No, not Sam Cohen, the theater agent. Samuel T. Cohen, inventor of the neutron bomb. The other one may have been involved with bombs, but it was never intentional. According to the obituary by Robert McFadden (NYT 11/2/10) Samuel T. Cohen died at his home this past Sunday at the age of 89. He is survived by his wife, three children and three grandchildren. The irony is that he devoted his life to making sure there were no survivors. The weapon he created, unlike other bombs, was designed to kill people and leave buildings unharmed.
Born in Brooklyn to Jenny and Lazarus Cohen, Sam could, given his father’s name, be excused for thinking that death was not a permanent condition. His father, however, was a Jewish carpenter and, as a group, they tend to be peaceful. More “Turn the other cheek” than, say, “Lock and load.” His mother discouraged young Samuel from breathing through his mouth, believing it was unhealthy. She also forced to him to take daily ice-water showers to toughen him up. She was, in the words of Raymond Chandler, “Crazier than two waltzing mice.” Yet so are a lot of Jewish mothers and they have completely normal children. (Don’t ask me how I know.)
After graduating from UCLA and MIT, Samuel Cohen was chosen to work on the Manhattan Project, where he helped design the nuclear bomb that destroyed Nagasaki. You might think that incinerating civilians would have turned him into a life-long pacifist like Leo Szilard, the project’s founder, or Jacob Bronowski, who switched from mathematics to life sciences after witnessing it’s aftermath. Instead, it acted like an atomic appetizer.
In 1947, Cohen joined the RAND Corporation, a hothouse for Cold War strategy. He bloomed in its atmosphere of overheated speculation and in 1958, while serving as a consultant to Lawrence Livermore National Laboratory, he designed the neutron bomb. Although “Many technical features of what the Pentagon called an ‘enhanced radiation weapon’ had been known for years, and scientists had theorized about a nuclear device that would release most of its energy as radiation” it took Sam Cohen to see the possibilities. (Insert “killer app” joke of your choice.) His patient cultivating bore fruit when the military successfully tested the neutron bomb. (Atomic testing is easy, you just blow the crap out of a bunch of dummies. How do you test a weapon that leaves structures untouched while killing every living thing in its path? Wouldn’t that require . . . living things? Hmmm.)

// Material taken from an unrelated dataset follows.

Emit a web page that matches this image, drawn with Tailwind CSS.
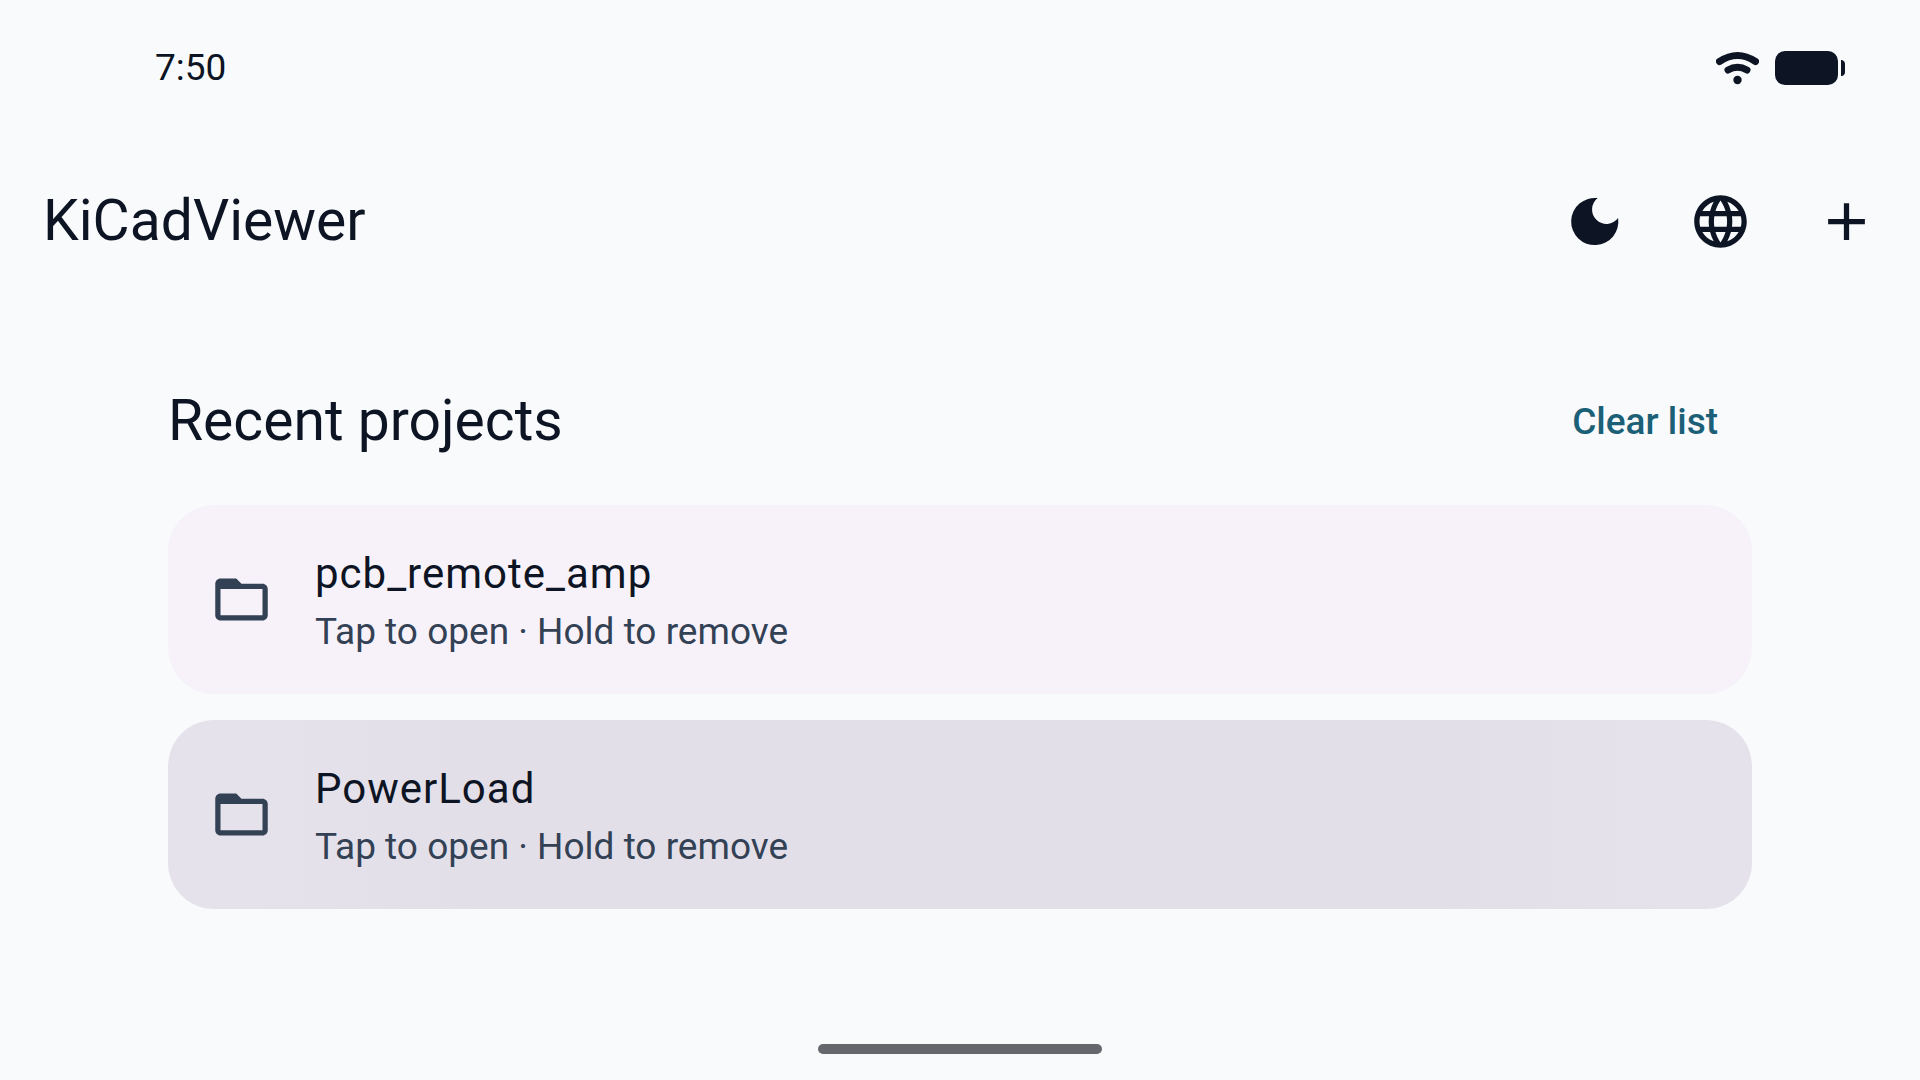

In 1969, five hundred thousand people marched for peace in Washington, D.C. Anti-war sentiment even breached the walls of the RAND Corporation. One of their top military analysts was suffering crushing doubts about his chosen profession. That’s right, Daniel Ellsberg, the man who leaked “The Pentagon Papers.” Samuel Cohen left that year to insure the future of his deadly invention. “. . . he relentlessly promoted the neutron bomb for most of his life, writing books and articles, conferring with presidents and cabinet officials, taking his case to Congressional committees, scientific bodies and international forums.” He also defended it when necessary. “Mr. Cohen called his bomb a ‘sane’ and ‘moral’ weapon . . . He insisted that many critics misunderstood or purposely misrepresented his ideas for political, economic or mercenary reasons.” (Mercenary in the sense of greedy and materialistic. Not, obviously, being paid to kill someone.) As an advocate, Samuel Cohen was operating outside his area of expertise. Fortunately – for the world –he was lousy at it.

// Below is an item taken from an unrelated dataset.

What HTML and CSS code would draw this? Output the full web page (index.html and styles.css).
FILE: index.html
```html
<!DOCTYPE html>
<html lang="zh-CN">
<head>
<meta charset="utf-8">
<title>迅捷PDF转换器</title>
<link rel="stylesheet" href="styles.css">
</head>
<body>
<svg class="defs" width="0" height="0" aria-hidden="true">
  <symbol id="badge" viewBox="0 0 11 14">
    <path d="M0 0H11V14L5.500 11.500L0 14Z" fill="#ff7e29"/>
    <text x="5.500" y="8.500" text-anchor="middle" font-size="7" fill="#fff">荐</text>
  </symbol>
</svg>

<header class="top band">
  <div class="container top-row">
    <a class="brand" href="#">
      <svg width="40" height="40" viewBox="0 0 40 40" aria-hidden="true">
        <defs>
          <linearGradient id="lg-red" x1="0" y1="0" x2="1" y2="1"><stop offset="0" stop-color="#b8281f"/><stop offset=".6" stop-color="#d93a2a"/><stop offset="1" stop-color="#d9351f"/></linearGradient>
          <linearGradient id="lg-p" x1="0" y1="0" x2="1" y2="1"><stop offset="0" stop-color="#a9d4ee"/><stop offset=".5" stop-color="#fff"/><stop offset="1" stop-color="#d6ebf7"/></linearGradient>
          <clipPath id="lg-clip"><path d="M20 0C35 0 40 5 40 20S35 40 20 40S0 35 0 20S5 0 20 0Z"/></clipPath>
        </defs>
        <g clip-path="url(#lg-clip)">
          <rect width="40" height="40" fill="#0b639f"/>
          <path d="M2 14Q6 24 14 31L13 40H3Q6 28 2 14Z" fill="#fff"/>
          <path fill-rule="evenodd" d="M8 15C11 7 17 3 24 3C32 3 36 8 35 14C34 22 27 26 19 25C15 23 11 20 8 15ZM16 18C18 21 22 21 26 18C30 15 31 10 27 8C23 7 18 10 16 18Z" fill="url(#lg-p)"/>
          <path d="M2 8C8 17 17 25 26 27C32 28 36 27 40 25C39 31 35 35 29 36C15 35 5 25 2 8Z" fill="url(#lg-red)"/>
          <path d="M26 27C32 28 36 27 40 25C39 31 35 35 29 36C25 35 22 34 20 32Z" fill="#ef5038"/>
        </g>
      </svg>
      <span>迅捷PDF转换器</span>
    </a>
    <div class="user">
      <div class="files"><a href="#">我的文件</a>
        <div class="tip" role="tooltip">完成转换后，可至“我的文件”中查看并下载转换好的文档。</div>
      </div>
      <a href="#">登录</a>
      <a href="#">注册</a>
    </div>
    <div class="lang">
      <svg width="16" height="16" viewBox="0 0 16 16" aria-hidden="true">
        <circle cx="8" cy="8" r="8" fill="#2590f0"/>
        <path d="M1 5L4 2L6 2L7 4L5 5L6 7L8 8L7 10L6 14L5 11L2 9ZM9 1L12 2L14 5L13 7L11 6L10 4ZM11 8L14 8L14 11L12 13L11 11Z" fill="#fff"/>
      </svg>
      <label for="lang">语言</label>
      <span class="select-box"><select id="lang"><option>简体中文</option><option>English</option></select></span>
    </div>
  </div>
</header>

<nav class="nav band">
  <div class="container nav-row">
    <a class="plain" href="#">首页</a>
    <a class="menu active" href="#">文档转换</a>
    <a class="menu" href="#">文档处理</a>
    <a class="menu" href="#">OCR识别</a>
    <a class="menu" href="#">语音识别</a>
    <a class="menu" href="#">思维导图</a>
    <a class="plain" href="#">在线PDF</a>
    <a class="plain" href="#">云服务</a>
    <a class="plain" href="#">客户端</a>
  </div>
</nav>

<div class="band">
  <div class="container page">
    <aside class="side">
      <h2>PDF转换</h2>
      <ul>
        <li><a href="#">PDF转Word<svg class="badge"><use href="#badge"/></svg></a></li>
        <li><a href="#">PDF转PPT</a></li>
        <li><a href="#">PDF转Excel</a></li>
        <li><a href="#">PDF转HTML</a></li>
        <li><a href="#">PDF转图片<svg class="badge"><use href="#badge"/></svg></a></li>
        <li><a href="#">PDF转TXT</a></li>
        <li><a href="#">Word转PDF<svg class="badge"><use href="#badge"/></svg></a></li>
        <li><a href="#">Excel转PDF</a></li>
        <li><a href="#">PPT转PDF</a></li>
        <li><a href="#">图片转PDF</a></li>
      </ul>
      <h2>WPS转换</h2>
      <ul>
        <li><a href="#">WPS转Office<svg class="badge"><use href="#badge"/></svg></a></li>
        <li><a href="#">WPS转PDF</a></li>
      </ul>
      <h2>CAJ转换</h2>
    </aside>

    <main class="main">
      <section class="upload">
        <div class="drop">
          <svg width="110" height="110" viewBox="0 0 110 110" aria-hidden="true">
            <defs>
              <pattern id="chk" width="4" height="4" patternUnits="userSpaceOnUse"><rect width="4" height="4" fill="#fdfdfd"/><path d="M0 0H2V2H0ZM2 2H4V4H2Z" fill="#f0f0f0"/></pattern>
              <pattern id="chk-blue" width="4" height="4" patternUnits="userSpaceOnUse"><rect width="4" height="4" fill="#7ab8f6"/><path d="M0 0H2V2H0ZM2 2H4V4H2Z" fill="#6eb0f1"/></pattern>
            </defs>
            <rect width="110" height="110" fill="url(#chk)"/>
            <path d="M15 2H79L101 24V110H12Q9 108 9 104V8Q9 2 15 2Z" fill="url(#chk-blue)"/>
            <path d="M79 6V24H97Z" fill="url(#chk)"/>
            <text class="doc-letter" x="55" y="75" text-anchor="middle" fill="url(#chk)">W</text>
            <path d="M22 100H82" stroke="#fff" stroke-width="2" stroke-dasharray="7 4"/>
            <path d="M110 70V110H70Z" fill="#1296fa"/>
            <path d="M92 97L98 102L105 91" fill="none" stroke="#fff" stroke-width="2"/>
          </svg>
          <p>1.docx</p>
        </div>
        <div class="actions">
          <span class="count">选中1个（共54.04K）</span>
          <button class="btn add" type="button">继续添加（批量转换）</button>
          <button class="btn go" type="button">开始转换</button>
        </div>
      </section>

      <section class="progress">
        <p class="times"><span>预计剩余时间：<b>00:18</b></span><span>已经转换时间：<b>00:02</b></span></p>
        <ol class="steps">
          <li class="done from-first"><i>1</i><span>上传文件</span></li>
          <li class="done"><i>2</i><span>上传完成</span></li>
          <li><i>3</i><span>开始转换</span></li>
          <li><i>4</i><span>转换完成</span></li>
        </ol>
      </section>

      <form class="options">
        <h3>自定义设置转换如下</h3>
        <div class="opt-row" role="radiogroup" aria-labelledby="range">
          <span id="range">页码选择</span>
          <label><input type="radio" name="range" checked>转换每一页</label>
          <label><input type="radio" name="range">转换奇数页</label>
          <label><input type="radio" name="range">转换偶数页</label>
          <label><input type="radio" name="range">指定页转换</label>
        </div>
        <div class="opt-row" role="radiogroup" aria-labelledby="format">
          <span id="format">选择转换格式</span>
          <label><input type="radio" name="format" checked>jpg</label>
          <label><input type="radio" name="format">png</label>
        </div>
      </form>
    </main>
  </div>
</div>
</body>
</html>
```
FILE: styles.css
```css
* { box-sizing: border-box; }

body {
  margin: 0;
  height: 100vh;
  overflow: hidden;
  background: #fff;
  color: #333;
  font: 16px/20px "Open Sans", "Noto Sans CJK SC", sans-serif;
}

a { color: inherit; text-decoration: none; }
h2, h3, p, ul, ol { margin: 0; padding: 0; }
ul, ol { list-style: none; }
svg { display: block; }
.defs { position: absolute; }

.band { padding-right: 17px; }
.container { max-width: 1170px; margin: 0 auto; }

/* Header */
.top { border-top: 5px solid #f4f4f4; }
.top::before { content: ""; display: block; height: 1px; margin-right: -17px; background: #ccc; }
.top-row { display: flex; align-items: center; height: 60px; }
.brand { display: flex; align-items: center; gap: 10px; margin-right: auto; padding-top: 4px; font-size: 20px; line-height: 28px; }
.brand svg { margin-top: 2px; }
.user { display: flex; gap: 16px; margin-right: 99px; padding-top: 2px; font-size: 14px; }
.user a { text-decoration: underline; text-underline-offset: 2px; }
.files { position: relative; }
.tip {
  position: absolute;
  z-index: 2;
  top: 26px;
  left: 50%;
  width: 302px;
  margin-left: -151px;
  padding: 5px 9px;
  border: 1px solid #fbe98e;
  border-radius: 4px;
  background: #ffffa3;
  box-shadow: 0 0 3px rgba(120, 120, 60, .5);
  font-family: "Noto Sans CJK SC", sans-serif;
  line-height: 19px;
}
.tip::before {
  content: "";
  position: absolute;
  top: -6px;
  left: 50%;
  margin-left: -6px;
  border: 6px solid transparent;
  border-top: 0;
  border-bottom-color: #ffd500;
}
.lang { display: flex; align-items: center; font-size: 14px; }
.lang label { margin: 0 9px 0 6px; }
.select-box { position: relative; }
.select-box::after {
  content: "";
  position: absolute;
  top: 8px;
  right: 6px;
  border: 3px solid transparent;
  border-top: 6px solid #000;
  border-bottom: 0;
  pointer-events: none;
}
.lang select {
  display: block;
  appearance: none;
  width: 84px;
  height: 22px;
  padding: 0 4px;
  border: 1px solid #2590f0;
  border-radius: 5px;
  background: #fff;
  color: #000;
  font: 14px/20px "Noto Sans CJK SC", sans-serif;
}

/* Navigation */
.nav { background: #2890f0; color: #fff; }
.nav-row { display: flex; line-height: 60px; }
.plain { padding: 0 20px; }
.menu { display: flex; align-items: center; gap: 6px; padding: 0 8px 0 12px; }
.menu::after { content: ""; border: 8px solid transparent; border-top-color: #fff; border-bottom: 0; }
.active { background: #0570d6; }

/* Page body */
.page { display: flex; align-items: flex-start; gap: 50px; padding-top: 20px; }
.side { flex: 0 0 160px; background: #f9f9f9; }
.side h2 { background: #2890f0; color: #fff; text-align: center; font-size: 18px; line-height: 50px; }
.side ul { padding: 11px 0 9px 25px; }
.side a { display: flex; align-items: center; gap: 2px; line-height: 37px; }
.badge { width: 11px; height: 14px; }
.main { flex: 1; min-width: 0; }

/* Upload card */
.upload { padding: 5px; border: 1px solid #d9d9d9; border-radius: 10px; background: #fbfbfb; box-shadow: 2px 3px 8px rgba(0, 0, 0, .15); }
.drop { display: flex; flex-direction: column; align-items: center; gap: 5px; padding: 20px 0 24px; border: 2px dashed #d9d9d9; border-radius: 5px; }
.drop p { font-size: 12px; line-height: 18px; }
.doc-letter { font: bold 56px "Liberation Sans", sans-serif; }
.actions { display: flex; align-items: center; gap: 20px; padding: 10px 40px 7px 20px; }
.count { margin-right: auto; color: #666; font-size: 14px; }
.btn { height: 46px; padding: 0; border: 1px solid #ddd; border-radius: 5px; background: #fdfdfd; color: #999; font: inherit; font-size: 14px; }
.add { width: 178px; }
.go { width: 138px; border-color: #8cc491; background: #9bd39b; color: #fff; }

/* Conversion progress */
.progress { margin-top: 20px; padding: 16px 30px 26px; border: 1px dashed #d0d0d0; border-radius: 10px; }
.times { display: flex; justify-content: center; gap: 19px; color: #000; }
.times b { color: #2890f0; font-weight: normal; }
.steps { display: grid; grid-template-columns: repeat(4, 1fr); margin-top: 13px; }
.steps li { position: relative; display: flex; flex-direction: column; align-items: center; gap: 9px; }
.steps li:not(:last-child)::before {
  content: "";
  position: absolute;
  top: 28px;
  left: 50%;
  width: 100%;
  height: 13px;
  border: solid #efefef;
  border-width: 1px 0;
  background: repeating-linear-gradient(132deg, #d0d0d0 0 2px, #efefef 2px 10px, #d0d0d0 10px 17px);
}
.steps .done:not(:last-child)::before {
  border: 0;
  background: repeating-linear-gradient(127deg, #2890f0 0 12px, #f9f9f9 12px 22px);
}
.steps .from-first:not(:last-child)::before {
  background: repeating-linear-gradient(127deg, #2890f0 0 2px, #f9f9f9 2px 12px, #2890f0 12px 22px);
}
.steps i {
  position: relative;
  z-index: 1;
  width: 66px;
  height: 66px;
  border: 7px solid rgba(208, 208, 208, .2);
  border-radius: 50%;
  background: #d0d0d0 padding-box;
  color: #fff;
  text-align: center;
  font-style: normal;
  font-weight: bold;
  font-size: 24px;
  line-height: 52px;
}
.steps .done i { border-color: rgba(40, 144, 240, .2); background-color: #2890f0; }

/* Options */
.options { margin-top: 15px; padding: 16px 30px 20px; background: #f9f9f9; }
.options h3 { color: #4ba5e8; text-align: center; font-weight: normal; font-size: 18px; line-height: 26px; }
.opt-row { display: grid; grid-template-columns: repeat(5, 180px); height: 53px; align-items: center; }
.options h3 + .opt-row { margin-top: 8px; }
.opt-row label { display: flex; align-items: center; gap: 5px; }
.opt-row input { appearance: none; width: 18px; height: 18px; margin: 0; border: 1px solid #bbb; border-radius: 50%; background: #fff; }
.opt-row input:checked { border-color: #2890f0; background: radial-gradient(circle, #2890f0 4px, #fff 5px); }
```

“Washington rejected the bomb repeatedly. The Kennedy administration said it might jeopardize a test-ban moratorium. The Johnson administration said it’s use might raise the specter of Hiroshima – Asians again slaughtered by American nuclear bombs – drawing worldwide condemnation. President Jimmy Carter said development might impede disarmament prospects. In 1981, President Ronald Reagan ordered 700 nuclear warheads built to oppose Soviet tank forces in Europe . . . But deployment to the North Atlantic alliance was cancelled after a storm of antinuclear protest across Europe. President George Bush ordered the stockpile scrapped.” Was it Cohen’s fault for failing to convince them or did events conspire against him? Who cares? The neutron bomb was neutered.
Did Samuel T. Cohen experience any regrets about his devotion to death? Apparently not – although he many chances to do so. He lived a long time and went to his own death untroubled – except for one thing. The neutron bomb was never accepted into any of the world’s arsenals. His entire career as a bomb designer was, ultimately, a dud.